The Twitter CEO did speak to members of the Lagos tech community which, his team said, was all he had come to do.

  • Another person who was in Lagos this week was internationally renowned British-born Nigerian artist Yinka Shonibare.

He announced plans for a programme to get painters, sculptors and other creatives living and working together in Lagos. Shonibare — a Turner Prize nominee whose giant ‘Nelson’s Ship in a Bottle’ work stood on a plinth in London’s Trafalgar Square — said he wanted artists from around the world to apply for the first places in the residency scheme, which is due to start in 2021. “The journey has always been Africans going to the West and I think we need to reverse that,” Shonibare said on Saturday, at the launch of his “Guest. Artists. Space. Foundation” that will run the project and help fund African participants. “It’s important that African cultures are properly understood in the context of Africa and that people actually come here to learn,” the London-based artist said. Under the scheme, four groups of three artists will spend three months every year based at sites in Lagos and on a 30-acre farm in Ijebu town 100 km (62 miles) away. Construction work had started on the sites, Shonibare said. The launch coincided with Art X, an annual art fair held in Lagos, that attracts artists from across Africa. Experts say there has been growing interest in contemporary African works. “Prices have risen by between 70 to 100% since we started auctions 10 years ago. And at the top end of the market it’s even stronger than that,” said Giles Peppiatt, director of contemporary African art at London auction house Bonhams.

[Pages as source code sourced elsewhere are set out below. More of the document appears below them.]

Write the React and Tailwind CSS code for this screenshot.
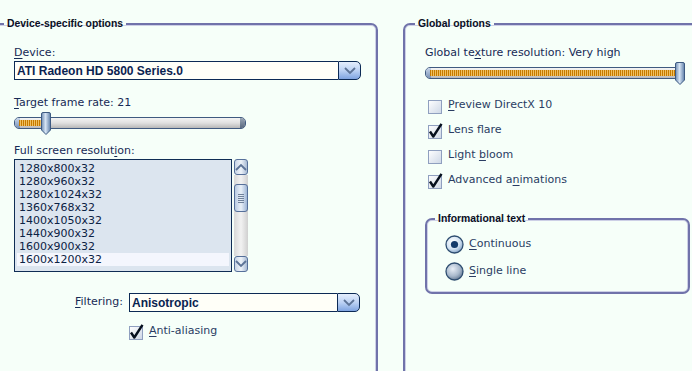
import React from 'react';

const ui = { fontFamily: '"DejaVu Sans", Verdana, sans-serif' };
const bold = { fontFamily: '"Liberation Sans", Arial, sans-serif' };

function U({ children }) {
  return <span className="underline underline-offset-2">{children}</span>;
}

function Chevron({ up }) {
  return (
    <svg width="12" height="8" viewBox="0 0 12 8">
      <path
        d={up ? 'M1 7 L6 2 L11 7' : 'M1 1 L6 6 L11 1'}
        fill="none"
        stroke="#5c7396"
        strokeWidth="1.8"
      />
    </svg>
  );
}

function Combo({ value, className }) {
  return (
    <div className={`flex h-[19px] ${className}`}>
      <div
        className="flex flex-1 items-center border border-r-0 border-[#0c2a55] bg-[#fffff8] pl-[2px] text-[12px] font-bold text-[#0b2350]"
        style={bold}
      >
        {value}
      </div>
      <div className="flex w-[23px] items-center justify-center rounded-r-[5px] border border-[#0c2a55] bg-gradient-to-b from-[#e4eefc] via-[#bcd2f4] to-[#7fa4e0]">
        <Chevron />
      </div>
    </div>
  );
}

function Thumb() {
  return (
    <svg width="10" height="23" viewBox="0 0 10 23">
      <defs>
        <linearGradient id="th" x1="0" x2="1" y1="0" y2="0">
          <stop offset="0" stopColor="#6f8db3" />
          <stop offset="0.45" stopColor="#d6e4f4" />
          <stop offset="1" stopColor="#5d7ea8" />
        </linearGradient>
      </defs>
      <path
        d="M2 0.5 H8 Q9.5 0.5 9.5 2 V18 L5 22.5 L0.5 18 V2 Q0.5 0.5 2 0.5 Z"
        fill="url(#th)"
        stroke="#3d5a82"
      />
    </svg>
  );
}

function Slider({ width, pos, fill }) {
  return (
    <div className="flex h-[23px] items-center" style={{ width }}>
      <div className="relative h-[12px] w-full rounded-[5px] border border-[#3f5a80] bg-gradient-to-b from-[#f4f4f4] via-[#e0e0e0] to-[#b8b8b8]">
        <div className="absolute left-0 top-0 h-full w-[5px] rounded-l-[4px] bg-gradient-to-b from-[#c8d6ea] to-[#7b93b6]" />
        <div
          className="absolute top-[2px] h-[6px] bg-[repeating-linear-gradient(90deg,#c67a00_0px,#c67a00_1px,#f0c060_1px,#f0c060_2px)]"
          style={{ left: 4, width: fill }}
        />
        <div className="absolute right-0 top-0 h-full w-[5px] rounded-r-[4px] bg-gradient-to-b from-[#9aa6b6] to-[#5a6a80]" />
        <div className="absolute top-[-6px]" style={{ left: pos }}>
          <Thumb />
        </div>
      </div>
    </div>
  );
}

function Check({ on }) {
  return (
    <svg width="16" height="16" viewBox="0 0 16 16" className="shrink-0">
      <defs>
        <linearGradient id="cb" x1="0" x2="1" y1="0" y2="1">
          <stop offset="0" stopColor="#ffffff" />
          <stop offset="1" stopColor="#cdd7e6" />
        </linearGradient>
      </defs>
      <rect x="1.5" y="2.5" width="13" height="13" fill="url(#cb)" stroke="#8f9fbf" />
      {on && (
        <path
          d="M3 8.5 L6.3 13.5 L14.5 0.8"
          fill="none"
          stroke="#06101e"
          strokeWidth="2.4"
          strokeLinejoin="round"
        />
      )}
    </svg>
  );
}

function CheckRow({ on, children }) {
  return (
    <div className="flex h-[25px] items-center gap-[5px] text-[11px] text-[#2a3d63]">
      <Check on={on} />
      <span>{children}</span>
    </div>
  );
}

function Radio({ on }) {
  return (
    <svg width="19" height="19" viewBox="0 0 19 19" className="shrink-0">
      <defs>
        <radialGradient id={on ? 'ron' : 'roff'} cx="0.4" cy="0.35" r="0.7">
          <stop offset="0" stopColor={on ? '#ffffff' : '#e8eef6'} />
          <stop offset="0.6" stopColor={on ? '#d2e2f2' : '#a9b9cc'} />
          <stop offset="1" stopColor={on ? '#7d9cc0' : '#5f7590'} />
        </radialGradient>
      </defs>
      <circle cx="9.5" cy="9.5" r="8.5" fill={`url(#${on ? 'ron' : 'roff'})`} stroke="#2e4d70" strokeWidth="1.3" />
      {on && <circle cx="9.5" cy="9.5" r="3.6" fill="#143a6a" />}
    </svg>
  );
}

const modes = [
  '1280x800x32',
  '1280x960x32',
  '1280x1024x32',
  '1360x768x32',
  '1400x1050x32',
  '1440x900x32',
  '1600x900x32',
  '1600x1200x32',
];

function ScrollBtn({ up }) {
  return (
    <div className="flex h-[16px] items-center justify-center rounded-[3px] border border-[#56709a] bg-gradient-to-r from-[#c7d4e6] via-[#eef3f9] to-[#a9bbd4]">
      <Chevron up={up} />
    </div>
  );
}

function ResList() {
  return (
    <div className="mt-[2px] flex h-[113px] gap-[2px]">
      <div className="w-[218px] border border-[#0f2d55] bg-[#dce5ef] px-[2px] pt-[2px] text-[11px] leading-[13px] text-[#0c2244]">
        {modes.map((m, i) => (
          <div key={m} className={`pl-[2px] ${i === modes.length - 1 ? 'bg-[#f4f6fd]' : ''}`}>
            {m}
          </div>
        ))}
      </div>
      <div className="flex w-[14px] flex-col">
        <ScrollBtn up />
        <div className="flex flex-1 flex-col bg-gradient-to-r from-[#d8d8d8] via-[#f2f2f2] to-[#d0d0d0] pt-[9px]">
          <div className="flex h-[28px] flex-col items-center justify-center gap-[1px] rounded-[3px] border border-[#56709a] bg-gradient-to-r from-[#b9cbe3] via-[#e9f0f8] to-[#9fb6d6]">
            {[0, 1, 2, 3, 4].map((k) => (
              <div key={k} className="h-px w-[6px] bg-[#6f819b]" />
            ))}
          </div>
        </div>
        <ScrollBtn />
      </div>
    </div>
  );
}

const legend = 'px-[3px] text-[10.4px] font-bold leading-[14px] text-[#0a0f24]';

export default function App() {
  return (
    <div className="flex h-[371px] w-[692px] overflow-hidden bg-[#f6fff9] text-[#172a55]" style={ui}>
      <fieldset className="-ml-[10px] mt-[17px] h-[400px] w-[388px] shrink-0 rounded-tr-[7px] border-2 border-[#7073aa] p-0 shadow-[inset_0_0_0_1px_#cdd0e6]">
        <legend className={`ml-[12px] ${legend}`} style={bold}>
          Device-specific options
        </legend>
        <div className="pl-[22px] pr-[15px]">
          <div className="mt-[15px] text-[11px] leading-[13px]">
            <U>D</U>evice:
          </div>
          <Combo value="ATI Radeon HD 5800 Series.0" className="mt-[2px]" />
          <div className="mt-[16px] text-[11px] leading-[13px]">
            <U>T</U>arget frame rate: 21
          </div>
          <div className="mt-[2px]">
            <Slider width={232} pos={26} fill={22} />
          </div>
          <div className="mt-[10px] text-[11px] leading-[13px]">
            Full screen resolut<U>i</U>on:
          </div>
          <ResList />
          <div className="mt-[21px] flex items-center">
            <div className="w-[115px] pr-[6px] text-right text-[11px]">
              <U>F</U>iltering:
            </div>
            <Combo value="Anisotropic" className="w-[231px]" />
          </div>
          <div className="mt-[7px] pl-[114px]">
            <CheckRow on>
              <U>A</U>nti-aliasing
            </CheckRow>
          </div>
        </div>
      </fieldset>

      <fieldset className="ml-[25px] mt-[17px] h-[400px] w-[320px] shrink-0 rounded-tl-[7px] border-2 border-[#7073aa] p-0 shadow-[inset_0_0_0_1px_#cdd0e6]">
        <legend className={`ml-[10px] ${legend}`} style={bold}>
          Global options
        </legend>
        <div className="pl-[20px]">
          <div className="mt-[15px] text-[11px] leading-[13px]">
            Global te<U>x</U>ture resolution: Very high
          </div>
          <div className="mt-[2px]">
            <Slider width={258} pos={249} fill={248} />
          </div>
          <div className="mt-[9px] pl-[2px]">
            <CheckRow>
              <U>P</U>review DirectX 10
            </CheckRow>
            <CheckRow on>
              Lens f<U>l</U>are
            </CheckRow>
            <CheckRow>
              Light <U>b</U>loom
            </CheckRow>
            <CheckRow on>
              Advanced a<U>n</U>imations
            </CheckRow>
          </div>
          <fieldset className="mt-[19px] h-[82px] w-[265px] rounded-[7px] border-2 border-[#7073aa] p-0 shadow-[inset_0_0_0_1px_#cdd0e6]">
            <legend className={`ml-[8px] ${legend}`} style={bold}>
              Informational text
            </legend>
            <div className="pl-[18px]">
              <div className="mt-[5px] flex h-[27px] items-center gap-[5px] text-[11px] text-[#2a3d63]">
                <Radio on />
                <span>
                  <U>C</U>ontinuous
                </span>
              </div>
              <div className="flex h-[27px] items-center gap-[5px] text-[11px] text-[#2a3d63]">
                <Radio />
                <span>
                  <U>S</U>ingle line
                </span>
              </div>
            </div>
          </fieldset>
        </div>
      </fieldset>
    </div>
  );
}
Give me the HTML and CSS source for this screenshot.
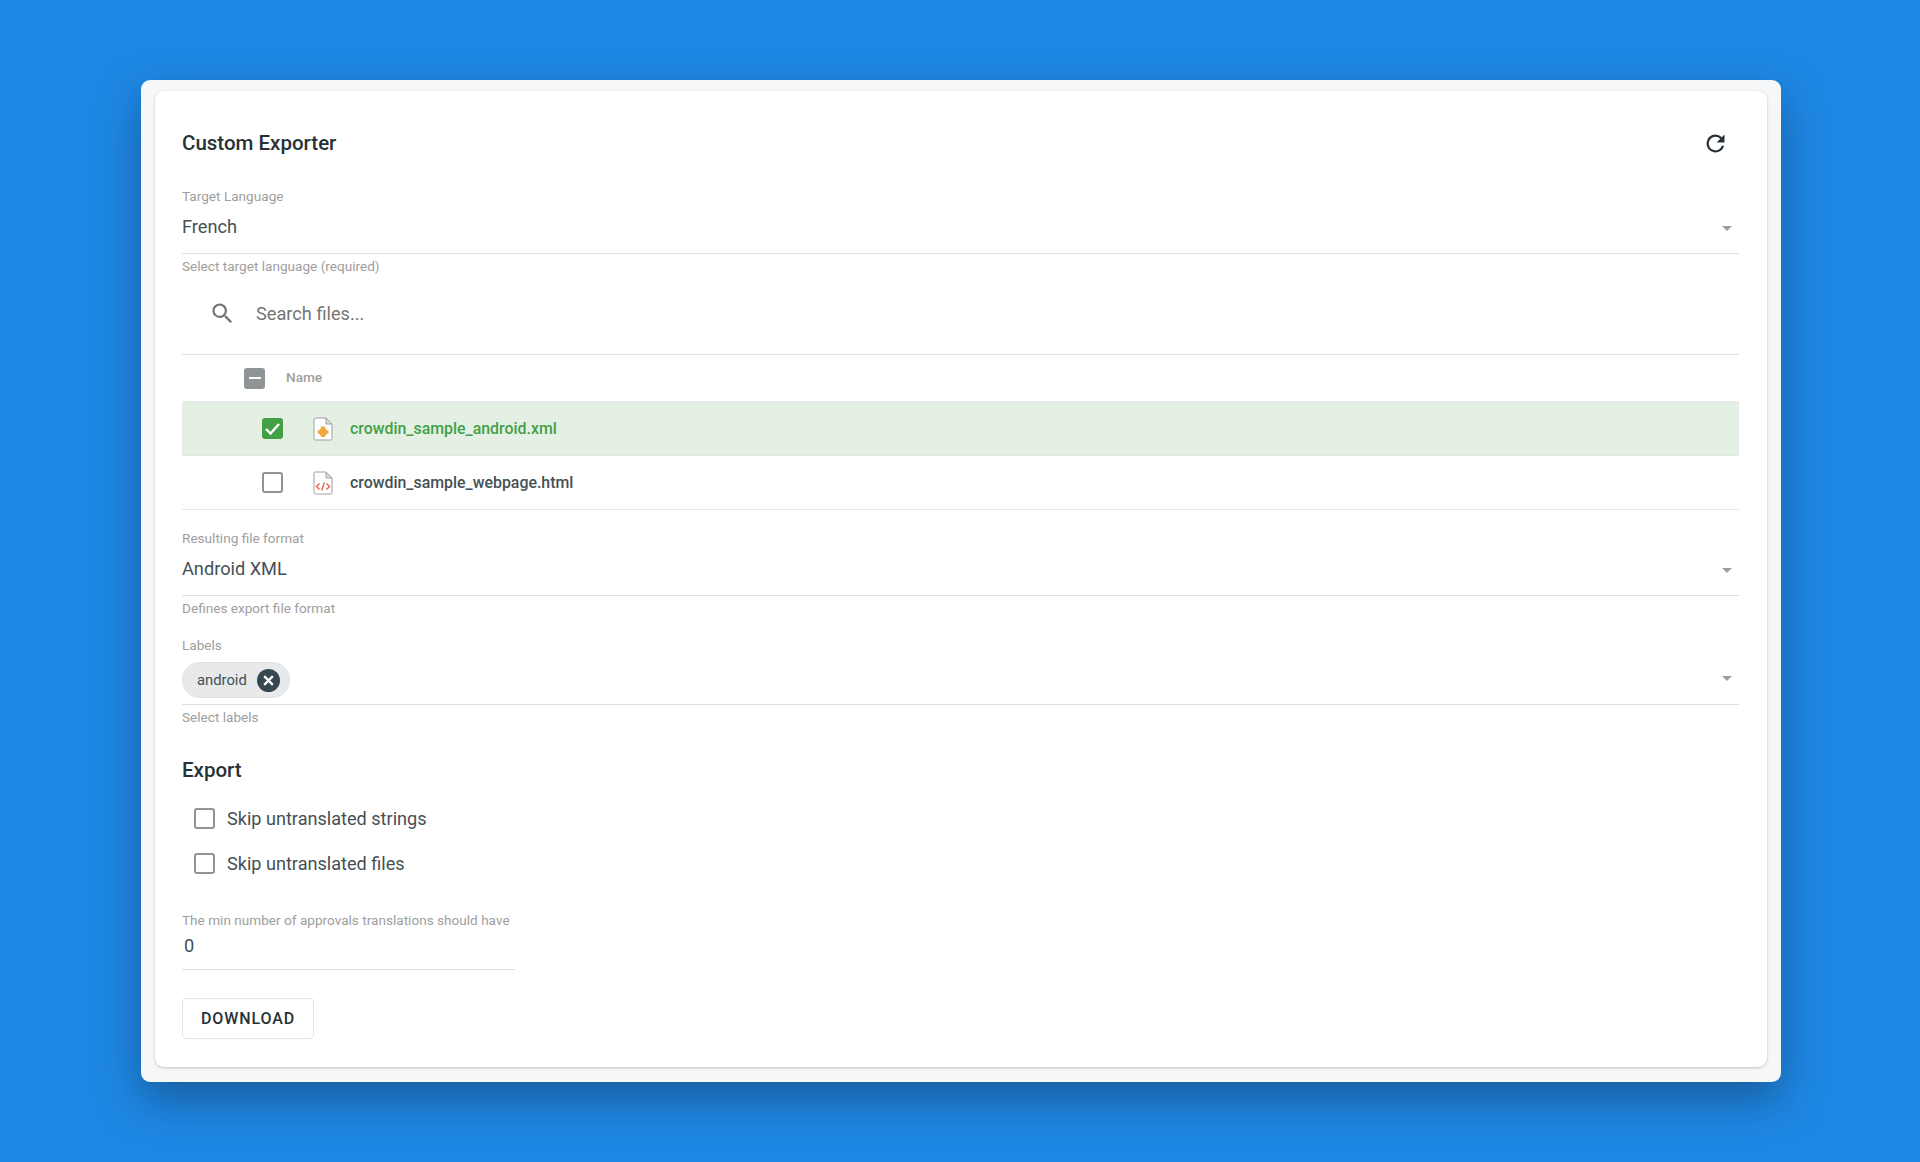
FILE: index.html
```html
<!DOCTYPE html>
<html lang="en">
<head>
<meta charset="utf-8">
<title>Custom Exporter</title>
<link rel="stylesheet" href="styles.css">
</head>
<body>
<main class="frame">
  <section class="card">
    <header class="head">
      <h1 class="title">Custom Exporter</h1>
      <svg class="refresh" viewBox="0 0 24 24"><path d="M17.65 6.35A7.96 7.96 0 0 0 12 4a8 8 0 1 0 7.73 10h-2.08A6 6 0 1 1 12 6c1.66 0 3.14.69 4.22 1.78L13 11h7V4l-2.35 2.35z"/></svg>
    </header>

    <div class="field">
      <div class="label">Target Language</div>
      <div class="select"><span>French</span><i class="caret"></i></div>
      <div class="help">Select target language (required)</div>
    </div>

    <div class="search">
      <svg class="search-icon" viewBox="0 0 24 24"><path d="M15.5 14h-.79l-.28-.27A6.47 6.47 0 0 0 16 9.5 6.5 6.5 0 1 0 9.5 16c1.61 0 3.09-.59 4.23-1.57l.27.28v.79l5 4.99L20.49 19l-4.99-5zm-6 0C7.01 14 5 11.99 5 9.5S7.01 5 9.5 5 14 7.01 14 9.5 11.99 14 9.5 14z"/></svg>
      <span class="search-text">Search files...</span>
    </div>

    <div class="table">
      <div class="thead">
        <span class="box box-mixed"><i></i></span>
        <span class="th">Name</span>
      </div>
      <div class="row row-on">
        <span class="box box-on"><svg viewBox="0 0 21 21"><path d="M4 11l4.500 4.500L17 6" fill="none" stroke="#fff" stroke-width="2.400"/></svg></span>
        <svg class="file" viewBox="0 0 20 24"><path d="M2.500 1h10.500L19 7v14.500a1.500 1.500 0 0 1-1.500 1.500h-15A1.500 1.500 0 0 1 1 21.500v-19A1.500 1.500 0 0 1 2.500 1z" fill="#fff" stroke="#9e9e9e"/><path d="M13 1v6h6z" fill="#e0e0e0" stroke="#9e9e9e"/><circle cx="10" cy="15" r="4" fill="#eeaa3c"/><path d="M7.800 9.500h4.400V20H7.800zM4.500 13.500h11v3h-11z" fill="#eeaa3c"/></svg>
        <span class="name">crowdin_sample_android.xml</span>
      </div>
      <div class="row">
        <span class="box"></span>
        <svg class="file" viewBox="0 0 20 24"><path d="M2.500 1h10.500L19 7v14.500a1.500 1.500 0 0 1-1.500 1.500h-15A1.500 1.500 0 0 1 1 21.500v-19A1.500 1.500 0 0 1 2.500 1z" fill="#fff" stroke="#9e9e9e"/><path d="M13 1v6h6z" fill="#e0e0e0" stroke="#9e9e9e"/><path d="M6.500 12.500L3.500 15.500l3 3M13.500 12.500l3 3-3 3M11.300 11.500l-2.600 8" fill="none" stroke="#ea5a36" stroke-width="1.300"/></svg>
        <span class="name">crowdin_sample_webpage.html</span>
      </div>
    </div>

    <div class="field field-format">
      <div class="label">Resulting file format</div>
      <div class="select"><span>Android XML</span><i class="caret"></i></div>
      <div class="help">Defines export file format</div>
    </div>

    <div class="field field-labels">
      <div class="label">Labels</div>
      <div class="select select-chips">
        <span class="chip">android<svg class="chip-x" viewBox="0 0 24 24"><circle cx="12" cy="12" r="12" fill="#37474f"/><path d="M7.500 7.500l9 9m0-9l-9 9" stroke="#fff" stroke-width="2.400" fill="none"/></svg></span>
        <i class="caret"></i>
      </div>
      <div class="help">Select labels</div>
    </div>

    <h2 class="subtitle">Export</h2>
    <label class="check"><span class="box"></span>Skip untranslated strings</label>
    <label class="check"><span class="box"></span>Skip untranslated files</label>

    <div class="number">
      <div class="label">The min number of approvals translations should have</div>
      <div class="number-value">0</div>
    </div>

    <button class="download" type="button">DOWNLOAD</button>
  </section>
</main>
</body>
</html>
```

FILE: styles.css
```css
* { box-sizing: border-box; }
html, body { margin: 0; height: 100%; }
body {
  background: #1e88e5;
  padding: 80px 139px 80px 141px;
  font-family: Roboto, "Liberation Sans", sans-serif;
  color: #455055;
}
.frame {
  height: 1002px;
  background: #f5f7f8;
  border-radius: 9px;
  padding: 11px 14px 15px;
  box-shadow: 0 18px 44px rgba(20, 50, 85, .5);
}
.card {
  height: 976px;
  background: #fff;
  border-radius: 9px;
  padding: 0 28px 0 27px;
  box-shadow: 0 1px 3px rgba(0, 0, 0, .22);
}
.head {
  height: 97px;
  display: flex;
  align-items: center;
  justify-content: space-between;
  padding-right: 10px;
  padding-top: 14px;
  padding-bottom: 7px;
}
.title { margin: 0; font-size: 20.500px; font-weight: 500; color: #263238; }
.refresh { width: 27px; height: 27px; fill: #263238; }

.label { font-size: 13.600px; line-height: 16px; color: #9e9e9e; }
.help { font-size: 13.600px; line-height: 16px; color: #9e9e9e; margin-top: 4px; }
.select {
  display: flex;
  align-items: center;
  justify-content: space-between;
  height: 50px;
  border-bottom: 1px solid #e0e0e0;
  font-size: 18.200px;
  padding-right: 7px;
  padding-bottom: 4px;
}
.caret {
  width: 0;
  height: 0;
  border: 5px solid transparent;
  border-top: 5px solid #9e9e9e;
  border-bottom: 0;
  margin-top: 4px;
}

.search {
  height: 79px;
  margin-top: 2px;
  display: flex;
  align-items: center;
  padding-left: 27px;
  border-bottom: 1px solid #e0e0e0;
  padding-bottom: 4px;
}
.search-icon { width: 27px; height: 27px; fill: #757575; }
.search-text { margin-left: 20px; font-size: 18.200px; color: #757575; }

.box {
  flex: none;
  display: flex;
  align-items: center;
  justify-content: center;
  width: 21px;
  height: 21px;
  border: 2.500px solid #8f9497;
  border-radius: 3px;
  background: #fff;
}
.box svg { width: 21px; height: 21px; flex: none; }
.box-mixed { background: #8f9497; }
.box-mixed i { width: 12px; height: 2.500px; background: #fff; }
.box-on { background: #43a047; border-color: #43a047; }

.thead {
  height: 47px;
  display: flex;
  align-items: center;
  padding-left: 62px;
  border-bottom: 1px solid #e8e8e8;
}
.th { margin: 0 0 2px 21px; font-size: 13.600px; font-weight: 500; color: #9e9e9e; }
.row {
  height: 54px;
  display: flex;
  align-items: center;
  padding-left: 80px;
  border-bottom: 1px solid #e8e8e8;
}
.row-on { background: #e3f0e3; border-bottom-color: #dcebdc; color: #43a047; }
.file { width: 20px; height: 24px; margin-left: 30px; flex: none; }
.name { margin-left: 17px; font-size: 15.900px; font-weight: 500; }

.field-format { margin-top: 20px; }
.field-labels { margin-top: 21px; }
.select-chips { padding-top: 3px; padding-bottom: 0; height: 52px; }
.select-chips .caret { margin: 0 0 3px; }
.chip {
  display: flex;
  align-items: center;
  width: 108px;
  height: 36px;
  padding: 0 9px 0 14px;
  justify-content: space-between;
  border: 1px solid #dde1e3;
  border-radius: 18px;
  background: #e7e9ea;
  font-size: 14.800px;
}
.chip-x { width: 23px; height: 23px; }

.subtitle { margin: 33px 0 0; font-size: 20.500px; line-height: 24px; font-weight: 500; color: #263238; }
.check {
  display: flex;
  align-items: center;
  gap: 12px;
  height: 45px;
  padding-left: 12px;
  font-size: 18.100px;
}
.check:first-of-type { margin-top: 14px; }

.number { margin-top: 26px; width: 333px; border-bottom: 1px solid #e0e0e0; height: 58px; }
.number .label { white-space: nowrap; }
.number-value { margin: 6px 0 0 2px; font-size: 18.200px; line-height: 24px; }

.download {
  display: block;
  margin-top: 28px;
  width: 132px;
  height: 41px;
  background: #fff;
  border: 1px solid #e3e5e6;
  border-radius: 4px;
  font-family: inherit;
  font-size: 16px;
  font-weight: 500;
  letter-spacing: .9px;
  color: #263238;
}
```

  • And, finally, Nigerian industrial conglomerate Dangote Group signed deals to make phosphate into fertiliser and build a cement factory in Togo, the small West African country said. Togo’s vast phosphate resources are mostly exported in their raw form, and Dangote’s project would process some of that phosphate to make fertiliser in-country, aiming to export it to the region. The cost of the project is around $2 billion, a statement from Togo’s government said, without specifying how much of that would come from Dangote. The Nigerian company also signed a deal to build a cement factory at a cost of around $60 million. Construction of the factory is set to start in the first quarter of 2020 and it will begin producing by the end of next year, the statement said.